- _GOAL OF THE EXERCISE_:
Copy every line of the records below that holds the word "with".
★ ★ ★ ★ ★
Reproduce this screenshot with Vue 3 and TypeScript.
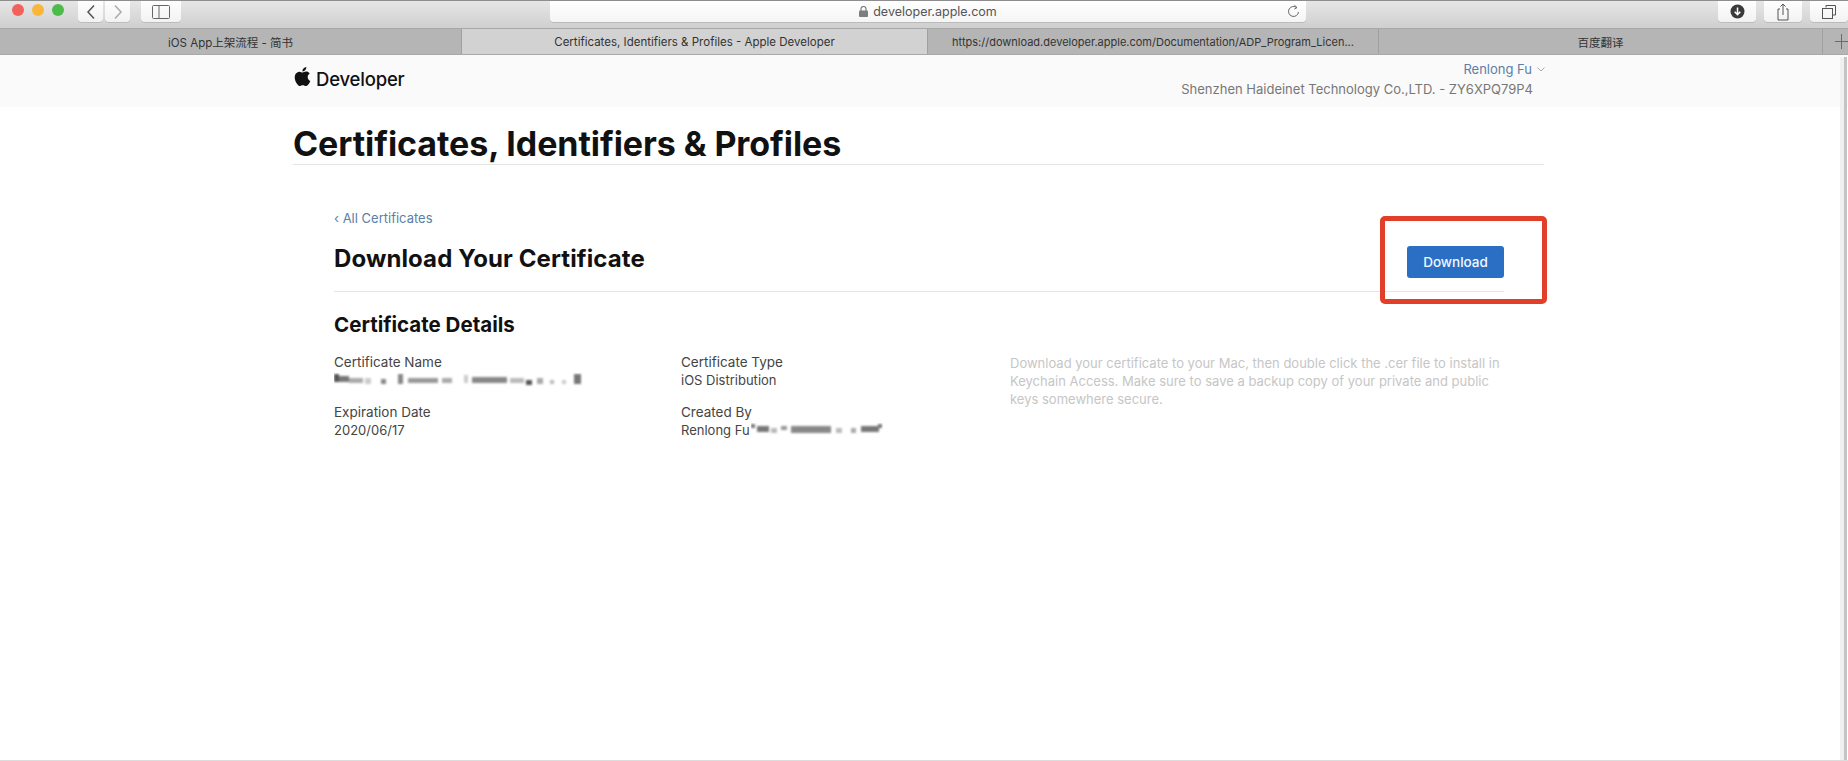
<script setup lang="ts">
interface Tab { title: string; width: string; active?: boolean; url?: boolean }
const tabs: Tab[] = [
  { title: 'iOS App上架流程 - 简书', width: '462px' },
  { title: 'Certificates, Identifiers & Profiles - Apple Developer', width: '466px', active: true },
  { title: 'https://download.developer.apple.com/Documentation/ADP_Program_Licen...', width: '451px', url: true },
  { title: '百度翻译', width: '444px' },
]
</script>

<template>
  <div class="window">
    <header class="toolbar">
      <div class="lights">
        <span class="light red"></span>
        <span class="light yellow"></span>
        <span class="light green"></span>
      </div>
      <div class="btn-pair">
        <button class="tool nav">
          <svg width="10" height="16" viewBox="0 0 10 16"><path d="M8 1.500 2 8l6 6.500" fill="none" stroke="#555" stroke-width="1.500"/></svg>
        </button>
        <button class="tool nav">
          <svg width="10" height="16" viewBox="0 0 10 16"><path d="M2 1.500 8 8l-6 6.500" fill="none" stroke="#aaa" stroke-width="1.500"/></svg>
        </button>
      </div>
      <button class="tool side">
        <svg width="18" height="14" viewBox="0 0 18 14"><rect x=".5" y=".5" width="17" height="13" rx="1" fill="none" stroke="#666"/><path d="M7 .5v13" stroke="#666" fill="none"/></svg>
      </button>
      <div class="url">
        <span class="url-text">
          <svg width="9" height="11" viewBox="0 0 9 11"><rect y="4.500" width="9" height="6.500" rx="1" fill="#7d7d7d"/><path d="M2 5V3a2.500 2.500 0 0 1 5 0v2" fill="none" stroke="#7d7d7d" stroke-width="1.200"/></svg>
          developer.apple.com
        </span>
        <svg class="reload" width="13" height="14" viewBox="0 0 13 14"><path d="M9.700 3.600A5 5 0 1 0 11.500 8" fill="none" stroke="#666" stroke-width="1"/><path d="M7.400 1.200 10 3.600 7.400 5" fill="none" stroke="#666" stroke-width="1"/></svg>
      </div>
      <div class="right-tools">
        <button class="tool end">
          <svg width="15" height="15" viewBox="0 0 15 15"><circle cx="7.500" cy="7.500" r="7" fill="#3a3a3a"/><path d="M7.500 3.500v7M4.700 7.700l2.800 3 2.800-3" fill="none" stroke="#fff" stroke-width="1.500"/></svg>
        </button>
        <button class="tool end">
          <svg width="14" height="18" viewBox="0 0 14 18"><path d="M4 6H2v11h10V6h-2M7 12V1M4.500 3.500 7 1l2.500 2.500" fill="none" stroke="#555"/></svg>
        </button>
        <button class="tool end">
          <svg width="16" height="16" viewBox="0 0 16 16"><path d="M5 3.500V1.500h9.500V11H11.500" fill="none" stroke="#555"/><rect x="1.500" y="4.500" width="10" height="10" fill="none" stroke="#555"/></svg>
        </button>
      </div>
    </header>

    <nav class="tabs">
      <div
        v-for="t in tabs"
        :key="t.title"
        class="tab"
        :class="{ active: t.active, 'url-tab': t.url }"
        :style="{ width: t.width }"
      >{{ t.title }}</div>
      <div class="tab-add">
        <svg width="13" height="15" viewBox="0 0 13 15"><path d="M6.500 0v15M0 7.500h13" stroke="#6a6a6a" stroke-width="1"/></svg>
      </div>
    </nav>

    <div class="dev-bar">
      <div class="brand">
        <svg class="apple" width="19" height="21" viewBox="0 0 24 24"><path fill="#111" d="M12.152 6.896c-.948 0-2.415-1.078-3.960-1.040-2.040.027-3.910 1.183-4.961 3.014-2.117 3.675-.546 9.103 1.519 12.090 1.013 1.454 2.208 3.090 3.792 3.039 1.520-.065 2.090-.987 3.935-.987 1.831 0 2.350.987 3.960.948 1.637-.026 2.676-1.480 3.676-2.948 1.156-1.688 1.636-3.325 1.662-3.415-.039-.013-3.182-1.221-3.220-4.857-.026-3.040 2.480-4.494 2.597-4.559-1.429-2.090-3.623-2.324-4.390-2.376-2-.156-3.675 1.090-4.610 1.090zM15.530 3.830c.843-1.012 1.400-2.427 1.245-3.830-1.207.052-2.662.805-3.532 1.818-.780.896-1.454 2.338-1.273 3.714 1.338.104 2.715-.688 3.559-1.701"/></svg>
        <span class="brand-text">Developer</span>
      </div>
      <div class="account">
        <div class="user">Renlong Fu<svg width="8" height="5" viewBox="0 0 8 5"><path d="M.5.5 4 4 7.500.5" fill="none" stroke="#aaa"/></svg></div>
        <div class="team">Shenzhen Haideinet Technology Co.,LTD. - ZY6XPQ79P4</div>
      </div>
    </div>

    <main class="page">
      <h1 class="page-title">Certificates, Identifiers &amp; Profiles</h1>
      <section class="content">
        <a class="back">‹ All Certificates</a>
        <div class="head-row">
          <h2>Download Your Certificate</h2>
          <div class="action">
            <button class="download">Download</button>
            <span class="highlight"></span>
          </div>
        </div>
        <h3>Certificate Details</h3>
        <div class="details">
          <div class="col">
            <div class="field">
              <div class="label">Certificate Name</div>
              <svg class="masked" width="252" height="14" viewBox="0 0 252 14">
                <g class="pix">
                  <rect x="0" y="1" width="5" height="8" fill="#555"/><rect x="5" y="3" width="10" height="6" fill="#777"/><rect x="15" y="5" width="14" height="5" fill="#aaa"/><rect x="31" y="5" width="6" height="6" fill="#ccc"/>
                  <rect x="47" y="6" width="5" height="5" fill="#888"/><rect x="64" y="1" width="5" height="10" fill="#888"/><rect x="74" y="5" width="30" height="5" fill="#999"/><rect x="108" y="5" width="10" height="5" fill="#aaa"/>
                  <rect x="130" y="2" width="4" height="8" fill="#ccc"/><rect x="138" y="4" width="35" height="6" fill="#888"/><rect x="176" y="5" width="14" height="5" fill="#bbb"/><rect x="192" y="7" width="6" height="5" fill="#555"/>
                  <rect x="203" y="5" width="6" height="6" fill="#aaa"/><rect x="216" y="7" width="4" height="4" fill="#bbb"/><rect x="228" y="7" width="4" height="4" fill="#ccc"/><rect x="240" y="1" width="7" height="10" fill="#777"/>
                </g>
              </svg>
            </div>
            <div class="field">
              <div class="label">Expiration Date</div>
              <div class="value">2020/06/17</div>
            </div>
          </div>
          <div class="col second">
            <div class="field">
              <div class="label">Certificate Type</div>
              <div class="value">iOS Distribution</div>
            </div>
            <div class="field">
              <div class="label">Created By</div>
              <div class="value created">Renlong Fu
                <svg class="masked-inline" width="132" height="14" viewBox="0 0 132 14">
                  <g class="pix">
                    <rect x="0" y="1" width="4" height="4" fill="#777"/><rect x="6" y="3" width="12" height="6" fill="#777"/><rect x="20" y="5" width="6" height="5" fill="#bbb"/><rect x="30" y="3" width="6" height="4" fill="#999"/>
                    <rect x="40" y="3" width="40" height="7" fill="#888"/><rect x="85" y="5" width="6" height="5" fill="#bbb"/><rect x="100" y="5" width="5" height="5" fill="#aaa"/><rect x="110" y="3" width="18" height="6" fill="#777"/><rect x="127" y="1" width="4" height="4" fill="#777"/>
                  </g>
                </svg>
              </div>
            </div>
          </div>
          <p class="note">Download your certificate to your Mac, then double click the .cer file to install in Keychain Access. Make sure to save a backup copy of your private and public keys somewhere secure.</p>
        </div>
      </section>
    </main>
    <div class="scrollbar"></div>
  </div>
</template>

<style>
html, body { margin: 0; background: #fff; }
</style>

<style scoped>
.window {
  position: relative;
  width: 1848px;
  height: 761px;
  overflow: hidden;
  display: flex;
  flex-direction: column;
  background: #fff;
  border-bottom: 1px solid #dcdcdc;
  box-sizing: border-box;
  font-family: Inter, "Noto Sans CJK SC", sans-serif;
  color: #1d1d1f;
}
button { border: none; padding: 0; font-family: inherit; }

.toolbar {
  height: 28px;
  box-sizing: border-box;
  flex: none;
  display: flex;
  align-items: flex-start;
  background: linear-gradient(#e6e6e6, #cfcfcf);
  border-top: 1px solid #8e8e8e;
}
.lights { display: flex; gap: 8px; padding: 3px 0 0 12px; width: 78px; box-sizing: border-box; }
.light { width: 12px; height: 12px; border-radius: 50%; }
.red { background: #f4605a; }
.yellow { background: #f8b73c; }
.green { background: #4dbb4a; }
.tool {
  height: 21px;
  background: linear-gradient(#fefefe, #f2f2f2);
  border-radius: 0 0 4px 4px;
  box-shadow: 0 1px 0 #bbb;
  display: flex;
  align-items: center;
  justify-content: center;
}
.btn-pair { display: flex; gap: 2px; }
.nav { width: 25px; }
.side { width: 40px; margin-left: 11px; }
.url {
  width: 756px;
  margin-left: 369px;
  height: 21px;
  background: linear-gradient(#fff, #f5f5f5);
  border-radius: 0 0 4px 4px;
  box-shadow: 0 1px 0 #bbb;
  display: flex;
  align-items: center;
  justify-content: center;
  position: relative;
  font-size: 12.500px;
  color: #555;
}
.url-text { display: flex; align-items: center; gap: 5px; }
.reload { position: absolute; right: 6px; top: 3px; }
.right-tools { display: flex; gap: 8px; margin-left: auto; }
.end { width: 38px; }

.tabs {
  flex: none;
  height: 27px;
  display: flex;
  background: #b5b5b5;
  border-top: 1px solid #a8a8a8;
  border-bottom: 1px solid #a9a9a9;
  box-sizing: border-box;
  font-size: 11.500px;
  color: #333;
}
.tab {
  flex: none;
  box-sizing: border-box;
  display: flex;
  align-items: center;
  justify-content: center;
  border-right: 1px solid #a0a0a0;
  white-space: nowrap;
}
.tab.active { background: #d2d2d2; }
.tab.url-tab { font-size: 11px; }
.tab-add { flex: 1; min-width: 0; display: flex; align-items: center; justify-content: flex-end; overflow: hidden; }

.dev-bar {
  flex: none;
  height: 52px;
  background: #fafafa;
  padding: 0 315px 0 293px;
  display: flex;
  justify-content: space-between;
}
.brand { display: flex; align-items: center; gap: 4px; height: 46px; font-size: 18.500px; font-weight: 500; color: #111; letter-spacing: -0.2px; }
.brand-text { margin-top: 1px; }
.apple { margin-top: -3px; }
.account { text-align: right; font-size: 13px; padding-top: 5px; }
.user { color: #5b7fa6; line-height: 18px; margin-right: -12px; display: flex; align-items: center; justify-content: flex-end; gap: 5px; }
.team { color: #777; line-height: 18px; margin-top: 2px; }

.page { padding: 0 304px 0 293px; }
.page-title {
  margin: 17px 0 0;
  font-size: 34px;
  line-height: 40px;
  font-weight: 700;
  color: #111;
  letter-spacing: -0.08px;
  border-bottom: 1px solid #e5e5e5;
}
.content { padding: 0 40px 0 41px; position: relative; }
.back { display: block; margin-top: 44px; font-size: 13px; line-height: 18px; color: #5b7fa6; }
.head-row {
  display: flex;
  align-items: flex-start;
  justify-content: space-between;
  margin-top: 9px;
  height: 55px;
  border-bottom: 1px solid #e5e5e5;
}
h2 { margin: 8px 0 0; font-size: 24px; line-height: 29px; font-weight: 700; color: #111; letter-spacing: .1px; }
.action { position: relative; margin-top: 10px; }
.download {
  display: block;
  width: 97px;
  height: 32px;
  border-radius: 3px;
  background: #2a6fc4;
  color: #f2f7ff;
  font-size: 13.500px;
  font-weight: 500;
}
.highlight {
  position: absolute;
  left: -27px;
  top: -30px;
  width: 167px;
  height: 88px;
  box-sizing: border-box;
  border: 5px solid #e23f2a;
  border-radius: 5px;
  pointer-events: none;
}
h3 { margin: 20px 0 0; font-size: 20.500px; line-height: 26px; font-weight: 700; color: #111; }
.details { display: flex; margin-top: 15px; }
.col { width: 347px; flex: none; }
.col.second { width: 329px; }
.field { height: 50px; font-size: 13px; line-height: 18px; color: #444; }
.label { height: 18px; font-size: 13.500px; }
.value { height: 18px; white-space: nowrap; display: flex; align-items: center; gap: 1px; }
.masked { display: block; margin-top: 2px; }
.pix { filter: blur(1px); }
.note {
  margin: 1px 0 0;
  width: 495px;
  font-size: 13px;
  line-height: 18px;
  color: #c6c6c6;
}
.scrollbar {
  position: absolute;
  right: 1px;
  top: 57px;
  bottom: 0;
  width: 7px;
  box-sizing: border-box;
  background: #f0f0f0;
  border-right: 3px solid #c4c4c4;
}
</style>
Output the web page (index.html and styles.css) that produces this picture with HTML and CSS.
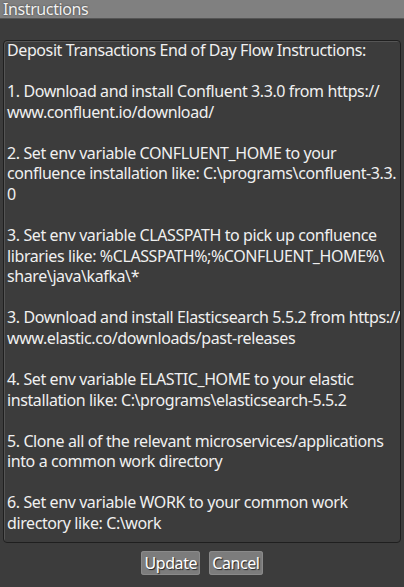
FILE: index.html
```html
<!DOCTYPE html>
<html>
<head>
<meta charset="utf-8">
<link rel="stylesheet" href="styles.css">
</head>
<body>
<div class="titlebar">Instructions</div>
<div class="panel">
<div class="textbox"><div class="text">Deposit Transactions End of Day Flow Instructions:

1. Download and install Confluent 3.3.0 from https://
www.confluent.io/download/

2. Set env variable CONFLUENT_HOME to your
confluence installation like: C:\programs\confluent-3.3.
0

3. Set env variable CLASSPATH to pick up confluence
libraries like: %CLASSPATH%;%CONFLUENT_HOME%\
share\java\kafka\*

3. Download and install Elasticsearch 5.5.2 from https://
www.elastic.co/downloads/past-releases

4. Set env variable ELASTIC_HOME to your elastic
installation like: C:\programs\elasticsearch-5.5.2

5. Clone all of the relevant microservices/applications
into a common work directory

6. Set env variable WORK to your common work
directory like: C:\work</div></div>
<div class="buttons">
<button class="btn">Update</button>
<button class="btn">Cancel</button>
</div>
</div>
</body>
</html>
```
FILE: styles.css
```css
html, body {
  margin: 0;
  padding: 0;
  background: #3c3c3c;
  font-family: "Noto Sans", "Open Sans", sans-serif;
  font-size: 16px;
  letter-spacing: -0.4px;
  color: #ececec;
  height: 100%;
  overflow: hidden;
}
.titlebar {
  height: 18px;
  line-height: 18px;
  background: #808080;
  border-bottom: 1px solid #555555;
  padding-left: 3px;
  color: #f2f2f2;
  text-shadow: 0 0 2px #333;
  white-space: nowrap;
}
.panel {
  padding: 21px 3px 0 3px;
}
.textbox {
  height: 501px;
  border: 1px solid #1f1f1f;
  border-radius: 4px;
  box-shadow: inset 1px 1px 0 #555555;
  overflow: hidden;
}
.text {
  white-space: pre;
  line-height: 20.57px;
  padding: 0 0 0 3px;
  margin-top: -1px;
  color: #f0f0f0;
}
.buttons {
  display: flex;
  justify-content: center;
  gap: 9px;
  margin-top: 8px;
}
.btn {
  height: 24px;
  padding: 0 3px;
  border: none;
  border-radius: 3px;
  background: #7c7c7c;
  box-shadow: inset 0 0 0 1px #8a8a8a;
  color: #ffffff;
  font-family: "Noto Sans", "Open Sans", sans-serif;
  font-size: 16px;
  letter-spacing: -0.4px;
  line-height: 24px;
  text-shadow: 1px 1px 1px #222;
}
```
★ ★ ★ ★ ★
- _RESPONSE TO THE TASK_:
Reproduce this screenshot with Vue 3 and TypeScript.
Output the web page (index.html and styles.css) that produces this picture with HTML and CSS.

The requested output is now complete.